AFTER GIVING NIS 10 million to Magen David Adom to cover its deficit and setting up an enormous camp for refugees from the north in Netzanim, controversial businessman Arkady Gaydamak is setting up a second camp slightly south of his initial endeavor. Maintenance of the two camps is costing Gaydamak well over a million shekels a day - but rather than hold back, he keeps doing and giving more.
SHAMROCK HOLDINGS was not about to allow Hizbullah-launched Katyushas to rain on its parade. Last week as Katyusha rockets roared over Kibbutz Naot Mordechai in the Galilee where the famous Teva Naot sandals first saw the light of day, Shamrock announced that, through its Naama subsidiary, it had paid NIS 130m. for 66 percent of Teva Naot. Concurrent with the Shamrock deal, Haim Geyer of IES Electronic Industries entered into an agreement with Shamrock for an option to acquire 15% of Teva Naot from Naama. Teva Naot's sandals are well known worldwide and 70% of the company's production goes to export. Total sales in 2005 came to NIS 110m., with a net profit of NIS 22m.

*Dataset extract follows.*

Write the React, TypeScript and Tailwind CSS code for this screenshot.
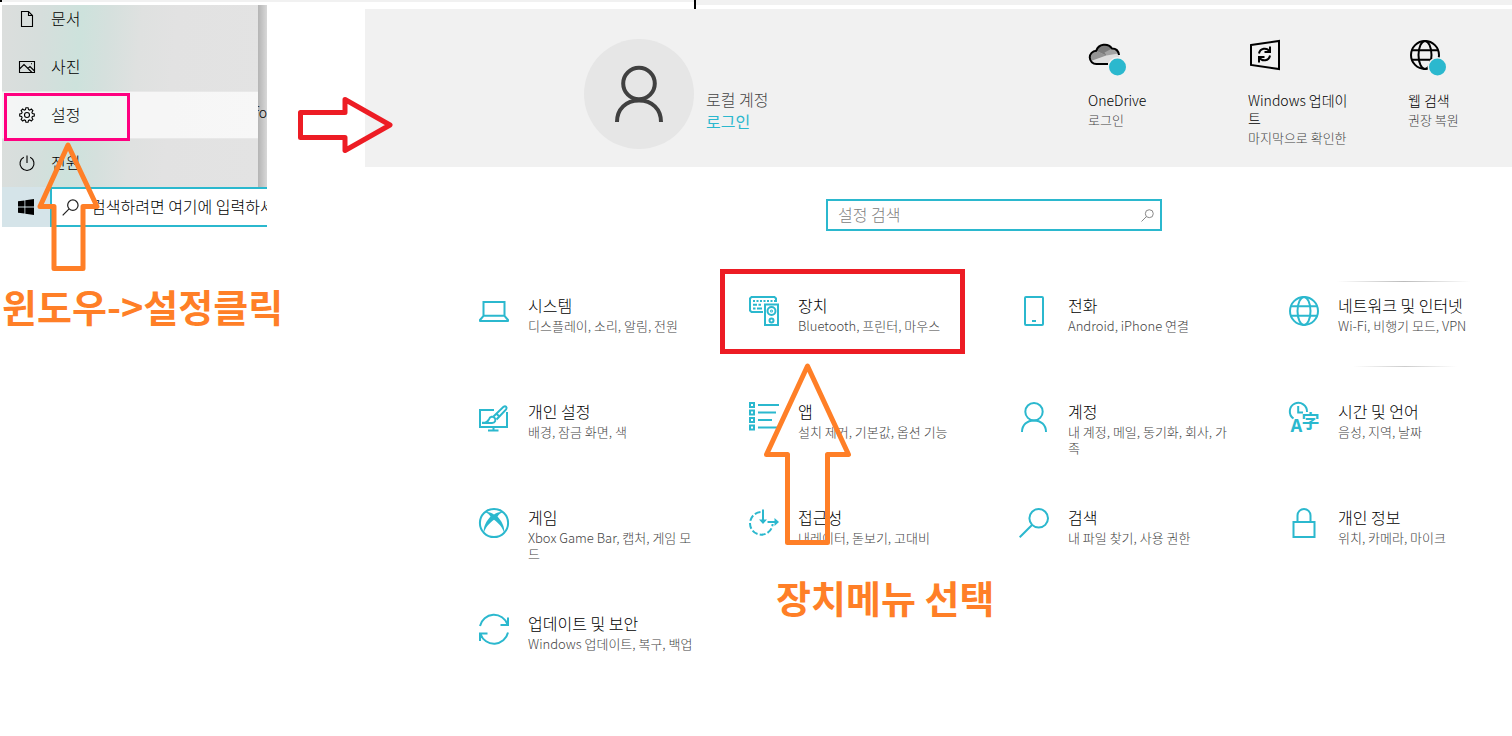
import type { ReactNode } from 'react';

type IconProps = { children: ReactNode };

function LineIcon({ children }: IconProps) {
  return (
    <svg
      width="30"
      height="30"
      viewBox="0 0 30 30"
      fill="none"
      stroke="currentColor"
      strokeWidth="2"
      className="shrink-0 overflow-visible text-[#2bb8ce]"
      aria-hidden="true"
    >
      {children}
    </svg>
  );
}

const icons = {
  system: (
    <LineIcon>
      <path d="M4.500 19.500V6h21v13.500" />
      <path d="M4.500 19.800h21l3.500 4.200v1H1v-1z" strokeLinejoin="round" />
    </LineIcon>
  ),
  devices: (
    <LineIcon>
      <path d="M14 16H2.500L1 14.500V2.500L2.500 1h23L27 2.500V6" />
      <path d="M4 5h22" strokeDasharray="2 1.500" />
      <path d="M4 8.800h4M9.500 8.800h2.500M4 12.500h2.500M8 12.500h5" />
      <path d="M16 8.500h13V29H16z" />
      <circle cx="22.500" cy="15" r="4" />
      <circle cx="22.500" cy="24.500" r="2" />
      <circle cx="22.500" cy="15" r="0.500" />
    </LineIcon>
  ),
  phone: (
    <LineIcon>
      <rect x="6" y="1" width="18" height="28" rx="1" />
      <path d="M13 25h4" />
    </LineIcon>
  ),
  network: (
    <LineIcon>
      <circle cx="15" cy="15" r="14" />
      <ellipse cx="15" cy="15" rx="6.500" ry="14" />
      <path d="M2 10.200h26M2 19.800h26" />
    </LineIcon>
  ),
  personalization: (
    <LineIcon>
      <path d="M15 8H1v17h27V10" />
      <path d="M14.500 25v3.500M9 28.500h10.500" />
      <path d="M14.500 14.500 24.500 4.800q1.600-1 2.600 0t0 2.600L17.500 17.500" />
      <path d="M4 20.800c4 0 5-1.300 6-3.700 1-2.600 4-3.100 5.600-1.200 1.700 2 .7 5-2.600 5.100H4z" />
      <path d="M17.500 11.800l3 3" />
    </LineIcon>
  ),
  apps: (
    <LineIcon>
      {[1, 8.5, 16, 23.5].map((y) => (
        <rect key={y} x="1" y={y} width="4" height="4" />
      ))}
      <path d="M9 3h21M9 10.500h18M9 18h14M9 25.500h19" />
    </LineIcon>
  ),
  accounts: (
    <LineIcon>
      <circle cx="15" cy="9.700" r="8.700" />
      <path d="M3 30c0-7 5-11.600 12-11.600S27 23 27 30" />
    </LineIcon>
  ),
  time: (
    <LineIcon>
      <path d="M4.500 16.500A8.600 8.600 0 1 1 18 10" />
      <path d="M9.200 4v6.500H14" />
      <text x="1.500" y="30" fontSize="17" fontWeight="700" fill="currentColor" stroke="none" fontFamily="Noto Sans, sans-serif">A</text>
      <text x="12.500" y="26" fontSize="18" fontWeight="700" fill="currentColor" stroke="none" fontFamily="Noto Sans CJK KR, sans-serif">字</text>
    </LineIcon>
  ),
  gaming: (
    <LineIcon>
      <circle cx="15" cy="15" r="14.100" />
      <path
        d="M6.500 4.200C9.500 3.600 12.500 4.600 15 6.500c2.500-1.900 5.500-2.900 8.500-2.300-1.800.7-3.500 2.200-5 4.200 3.800 4.200 7.500 10 6.700 16.600C23.800 19.800 19.500 15 15 11.800 10.500 15 6.200 19.800 4.800 25 4 18.400 7.700 12.600 11.500 8.400 10 6.400 8.300 4.900 6.500 4.200z"
        fill="currentColor"
        stroke="none"
      />
    </LineIcon>
  ),
  access: (
    <LineIcon>
      <path d="M11.500 4.100A11.300 11.300 0 1 0 23.600 16" strokeDasharray="6 2.200" />
      <path d="M14 1.500V14" />
      <path d="M10 11.500h8L14 16zM25.500 10l4.500 4-4.500 4z" fill="currentColor" stroke="none" />
      <path d="M18.500 14H27" />
    </LineIcon>
  ),
  search: (
    <LineIcon>
      <circle cx="19.700" cy="10.300" r="9.300" />
      <path d="M13 17 .7 29.300" />
    </LineIcon>
  ),
  privacy: (
    <LineIcon>
      <path d="M4.500 14h21v15h-21z" />
      <path d="M8.500 14V7.500a6.500 6.500 0 0 1 13 0V14" />
    </LineIcon>
  ),
  update: (
    <LineIcon>
      <path d="M1 12A14.300 14.300 0 0 1 28.500 10.500M29 3.500V11h-7.500" />
      <path d="M29 18.500A14.300 14.300 0 0 1 1.500 20M1 27v-7.500h7.500" />
    </LineIcon>
  ),
};

const categories: { icon: keyof typeof icons; title: string; text: string }[] = [
  { icon: 'system', title: '시스템', text: '디스플레이, 소리, 알림, 전원' },
  { icon: 'devices', title: '장치', text: 'Bluetooth, 프린터, 마우스' },
  { icon: 'phone', title: '전화', text: 'Android, iPhone 연결' },
  { icon: 'network', title: '네트워크 및 인터넷', text: 'Wi-Fi, 비행기 모드, VPN' },
  { icon: 'personalization', title: '개인 설정', text: '배경, 잠금 화면, 색' },
  { icon: 'apps', title: '앱', text: '설치 제거, 기본값, 옵션 기능' },
  { icon: 'accounts', title: '계정', text: '내 계정, 메일, 동기화, 회사, 가족' },
  { icon: 'time', title: '시간 및 언어', text: '음성, 지역, 날짜' },
  { icon: 'gaming', title: '게임', text: 'Xbox Game Bar, 캡처, 게임 모드' },
  { icon: 'access', title: '접근성', text: '내레이터, 돋보기, 고대비' },
  { icon: 'search', title: '검색', text: '내 파일 찾기, 사용 권한' },
  { icon: 'privacy', title: '개인 정보', text: '위치, 카메라, 마이크' },
  { icon: 'update', title: '업데이트 및 보안', text: 'Windows 업데이트, 복구, 백업' },
];

const startItems = [
  {
    label: '문서',
    icon: <path d="M2.500 .5h7l4 4v11h-11zM9.500 .5v4h4" />,
  },
  {
    label: '사진',
    icon: <path d="M.5 2.500h15v11H.5zM.5 10l4.500-4.500 8 8M9 9.500l2-2 4.500 4.500M12 4.800h1" />,
  },
  {
    label: '설정',
    icon: (
      <>
        <circle cx="8" cy="8" r="2.500" />
        <path d="M6.900.7h2.200l.4 1.900 1.200.5L12.300 2l1.600 1.600-1 1.700.5 1.200 1.900.4v2.200l-1.900.4-.5 1.200 1 1.700-1.600 1.600-1.600-1.100-1.200.5-.4 1.900H6.900l-.4-1.900-1.200-.5L3.700 14l-1.600-1.600 1-1.700-.5-1.200-1.900-.4V6.900l1.900-.4.500-1.200-1-1.700L3.700 2l1.600 1.100 1.200-.5z" />
      </>
    ),
  },
  {
    label: '전원',
    icon: <path d="M8 .5v7.500M4.800 2.300a7 7 0 1 0 6.400 0" />,
  },
];

function Magnifier({ size, className }: { size: number; className: string }) {
  return (
    <svg width={size} height={size} viewBox="0 0 18 18" fill="none" stroke="currentColor" strokeWidth="1.300" className={className} aria-hidden="true">
      <circle cx="11.500" cy="6.500" r="5.500" />
      <path d="M7.500 10.500.7 17.300" />
    </svg>
  );
}

function StartMenu() {
  return (
    <section className="ml-0.5 w-[265px] overflow-hidden">
      <div className="flex h-[182px] bg-[#cfcfcf]">
        <ul className="-mt-[10px] w-64 bg-[linear-gradient(95deg,#dcdedd_0%,#d6dedc_15%,#cde2dc_30%,#d5e0dd_40%,#dfe1e0_52%,#e2e2e2_65%,#e3e3e3_100%)]">
          {startItems.map((item) => (
            <li key={item.label} className="relative h-12">
              <button
                className={
                  'flex h-full w-full items-center gap-4 pl-[17px] text-left text-base leading-5 font-light text-black ' +
                  (item.label === '설정' ? 'border-y border-[#e8e8e8] bg-white/70' : '')
                }
              >
                <svg width="16" height="16" viewBox="0 0 16 16" fill="none" stroke="currentColor" strokeWidth="1.100" className="overflow-visible" aria-hidden="true">
                  {item.icon}
                </svg>
                <span className="pb-0.5">{item.label}</span>
              </button>
              {item.label === '설정' && (
                <span className="pointer-events-none absolute top-0.5 left-0.5 h-12 w-[126px] border-3 border-[#ff0080]" />
              )}
            </li>
          ))}
        </ul>
        <div className="flex w-[9px] justify-end overflow-hidden bg-linear-to-r from-[#b4b4b4] to-[#d8d8d8] pt-[97px] text-sm leading-5 font-light text-black">
          fo
        </div>
      </div>
      <div className="flex h-10">
        <button aria-label="시작" className="flex w-12 items-center justify-center bg-[#d5e4e9]">
          <svg width="16" height="16" viewBox="0 0 16 16" fill="black" aria-hidden="true">
            <path d="M0 2.300 6.500 1.400v6.200H0zM7.300 1.200 16 0v7.600H7.300zM0 8.400h6.500v6.200L0 13.700zM7.300 8.400H16V16l-8.700-1.200z" />
          </svg>
        </button>
        <label className="flex flex-1 items-center gap-3 overflow-hidden border-y-2 border-l-2 border-[#2bb8ce] bg-white pl-[10px]">
          <Magnifier size={17} className="shrink-0 text-[#222]" />
          <input
            type="text"
            aria-label="검색"
            placeholder="검색하려면 여기에 입력하세요"
            className="w-60 shrink-0 pb-0.5 text-base font-light outline-none placeholder:text-black"
          />
        </label>
      </div>
    </section>
  );
}

function QuickTile({ icon, title, text }: { icon: ReactNode; title: string; text: string }) {
  return (
    <a href="#" className="w-[110px] last:w-[104px]">
      <span className="flex h-[59px] items-start">{icon}</span>
      <span className="block text-sm leading-[18px] break-all text-black">{title}</span>
      <span className="mt-[3px] block text-[13px] leading-4 text-[#444]">{text}</span>
    </a>
  );
}

function AccountHeader() {
  return (
    <header className="flex h-[158px] items-start justify-between bg-[#f1f1f1] pl-[219px] font-light">
      <div className="flex gap-3 pt-[30px]">
        <div className="flex size-[110px] items-center justify-center rounded-full bg-[#e6e6e6]">
          <svg width="50" height="58" viewBox="0 0 50 58" fill="none" stroke="#404040" strokeWidth="4" aria-hidden="true">
            <circle cx="25" cy="18.500" r="15.800" />
            <path d="M3 57c0-13 9-21.500 22-21.500S47 44 47 57" />
          </svg>
        </div>
        <div className="flex flex-col pt-[49px] text-base leading-[22px]">
          <span className="text-[#444]">로컬 계정</span>
          <a href="#" className="font-normal text-[#2bb8ce]">로그인</a>
        </div>
      </div>
      <div className="flex gap-[50px] pt-[23px]">
        <QuickTile
          title="OneDrive"
          text="로그인"
          icon={
            <svg width="40" height="46" viewBox="0 0 40 46" aria-hidden="true">
              <path d="M8.500 32a6.600 6.600 0 0 1-.3-13.200A9 9 0 0 1 24 16.500a6.500 6.500 0 0 1 7 6.500v9z" fill="#dedede" />
              <path d="M3 29c-2-6 1-9.500 5.200-10.200l10 4.700z" fill="#949494" />
              <path d="M8.200 18.800A9 9 0 0 1 24 16.500l-6 7z" fill="#7b7b7b" />
              <path d="M24 16.500q5 .5 6.500 5l-12 2-2-3z" fill="#a3a3a3" />
              <path d="M20 32H8.500a6.600 6.600 0 0 1-.3-13.200A9 9 0 0 1 24 16.500c4 0 6.500 2.500 7 6.500" fill="none" stroke="black" strokeWidth="2" />
              <circle cx="29.500" cy="35" r="10" fill="#f1f1f1" />
              <circle cx="29.500" cy="35" r="8.500" fill="#2bb8ce" />
            </svg>
          }
        />
        <QuickTile
          title="Windows 업데이트"
          text="마지막으로 확인한"
          icon={
            <svg width="40" height="46" viewBox="0 0 40 46" fill="none" stroke="black" strokeWidth="2" aria-hidden="true">
              <path d="M3 13 31 9v28L3 33z" />
              <path d="M11 21.500c1-5.500 8-6.500 10.500-2M22 14.500V20h-5.500M22 23.500c-1 5.500-8 6.500-10.500 2M11 30.500V25h5.500" />
            </svg>
          }
        />
        <QuickTile
          title="웹 검색"
          text="권장 복원"
          icon={
            <svg width="40" height="46" viewBox="0 0 40 46" fill="none" stroke="black" strokeWidth="2" aria-hidden="true">
              <circle cx="17" cy="23" r="14" />
              <ellipse cx="17" cy="23" rx="6.500" ry="14" />
              <path d="M4 18.200h26M4 27.800h26" />
              <circle cx="29.500" cy="35" r="10" fill="#f1f1f1" stroke="none" />
              <circle cx="29.500" cy="35" r="8.500" fill="#2bb8ce" stroke="none" />
            </svg>
          }
        />
      </div>
    </header>
  );
}

function CategoryGrid() {
  return (
    <nav className="mt-[39px] grid auto-rows-[106px] grid-cols-[270fr_270fr_270fr_223fr] pl-[114px] font-light">
      {categories.map((c) => (
        <div key={c.icon} className="relative pt-[26px]">
          <a href="#" className="flex gap-[19px]">
            {icons[c.icon]}
            <span className="max-w-[168px]">
              <span className="block text-base leading-[18px] whitespace-nowrap text-black">{c.title}</span>
              <span className="mt-1 block text-[13px] leading-4 break-all text-[#444]">{c.text}</span>
            </span>
          </a>
          {c.icon === 'devices' && (
            <span className="pointer-events-none absolute -top-px -left-[29px] h-[85px] w-[245px] border-5 border-[#ed1c24]" />
          )}
          {c.icon === 'network' && (
            <>
              <span className="absolute top-[11px] left-12 h-px w-[134px] bg-linear-to-r from-transparent via-[#bbb] to-transparent" />
              <span className="absolute top-24 left-16 h-px w-[104px] bg-linear-to-r from-transparent via-[#ccc] to-transparent" />
            </>
          )}
        </div>
      ))}
      <p className="pl-[27px] text-[38px] leading-[18px] font-bold whitespace-nowrap text-[#ff7f27]">장치메뉴 선택</p>
    </nav>
  );
}

// Hand-drawn pointers that sit on top of both windows
function Arrows() {
  return (
    <svg
      width="860"
      height="560"
      viewBox="0 0 860 560"
      fill="none"
      strokeWidth="5"
      strokeLinejoin="round"
      className="pointer-events-none absolute top-0 left-0"
      aria-hidden="true"
    >
      <path d="M300.500 112.500H345V99.500L390 125 345 150.500V137.500H300.500z" stroke="#ed1c24" />
      <path d="M68 145 97 206.500H83V268.500H54V206.500H40z" stroke="#ff7f27" />
      <path d="M807.500 366 848.500 454.500H827.500V542.500H787.500V454.500H766.500z" stroke="#ff7f27" />
    </svg>
  );
}

export default function App() {
  return (
    <div className="relative min-h-screen overflow-hidden bg-white font-['Noto_Sans_CJK_KR',sans-serif]">
      <div className="flex h-[5px]">
        <div className="h-0.5 w-[694px] border-l-2 border-black bg-[#f1f1f1]" />
        <div className="h-[9px] w-0.5 bg-black" />
        <div className="flex-1 bg-[#f1f1f1]" />
      </div>
      <div className="flex">
        <aside className="w-[365px] shrink-0">
          <StartMenu />
          <p className="mt-[55px] pl-0.5 text-[38px] leading-12 font-bold whitespace-nowrap text-[#ff7f27]">윈도우-&gt;설정클릭</p>
        </aside>
        <main className="min-w-0 flex-1 pt-1">
          <AccountHeader />
          <div className="mt-8 flex justify-center pl-[111px]">
            <label className="flex h-8 w-[336px] items-center border-2 border-[#2bb8ce] pr-1.5 pl-[10px]">
              <input type="text" aria-label="설정 검색" placeholder="설정 검색" className="min-w-0 flex-1 pb-0.5 text-base font-light outline-none placeholder:text-[#808080]" />
              <Magnifier size={13} className="text-[#808080]" />
            </label>
          </div>
          <CategoryGrid />
        </main>
      </div>
      <Arrows />
    </div>
  );
}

BEFORE THE fighting started in the North, the Nakash brothers, who own the Orchidea Holiday Village in Eilat, received the green light from the Israel Land Administration to build a similar 400-room facility on the shores of the Galilee. However, the project may be held up or even cancelled not only by the war but by a petition by 133 environmental activists and scientists who believe that construction of a hotel complex on the site would be harmful to the terrain. Meanwhile, the brothers have another hotel project on their books - not a holiday village this time, but a boutique hotel in Jaffa on the site of the old Kishle Police Station whose future guests probably won't mind being locked up for the night.
FOR A brief moment, it looked as there would be a breath of fresh air at the Israel Broadcasting Authority with the announcement that Eitan Cabel, the minister responsible for the IBA, had nominated entrepreneurial wizard Erel Margalit, a managing partner in Jerusalem Venture Partners. to serve as chairman of the IBA. The announcement met with opposition in some quarters but, in general, it generated excitement, because Margalit, 45, is known to be a highly motivated person who usually does what he sets out to do. The nomination had not yet been confirmed by the cabinet but was expected to go through smoothly. However, in a surprise move last week, Margalit wrote to Cabel stating that he was withdrawing his candidacy so as to avoid a possible conflict of interests. Margalit is the mover and shaker behind an animation studio in the capital, and he intends to be fully involved in its development.
AFTER SOME of the exciting things he's done in the field, such as investigating the smuggling of narcotics and attempts at money laundering, his new job as the representative of the Israel Customs Authority in Brussels may be a little tame for Uri Brok, 39, who replaces Oded Brok, who is returning to Israel after five years in the post. In recent years, the Customs Authority representative also has served as the representative of the Finance Ministry. His job is to strengthen cooperation between the Israel Customs Authority and those of other countries, as well as fostering heightened cooperation with foreign economic organizations and institutions. Brok, who has a doctorate in criminology and a BA in social sciences, has for the past few years headed the international division of the Customs Administration.
LIGAD HAS announced the appointment of Ohad Platzmann, 29, as product manager for portable computers products. He will be in close touch with suppliers and will be responsible for acquisitions, the product know-how training of sales personnel and support services for the firm's clients.
TAMBOUR PAINTS has appointed Eitan Weizman as its new deputy manager for marketing. Weizman spent the previous three years in the forefront of Cellcom's marketing division and has held important marketing positions elsewhere. He has a BA in economics from the University of Haifa and an MBA from the Edinburgh Business School.
PROUDLY SPORTING a feather in its cap is Tzora Global, which won a tender published by Intel, one of the world's leading hi-tech companies. As far as is known, this is the first time that Intel, which demands international quality standards, has approved an office furniture system designed, developed and manufactured in Israel. According to the contract, Tzora Global will provide Intel with hundreds of work stations - some of them modular - for open space systems. Tzora Global CEO Eli Granit said he saw the arrangement with Intel as a strategic move in the advancement of Tzora Global's international reputation and an expression of the confidence that Intel has placed in the company.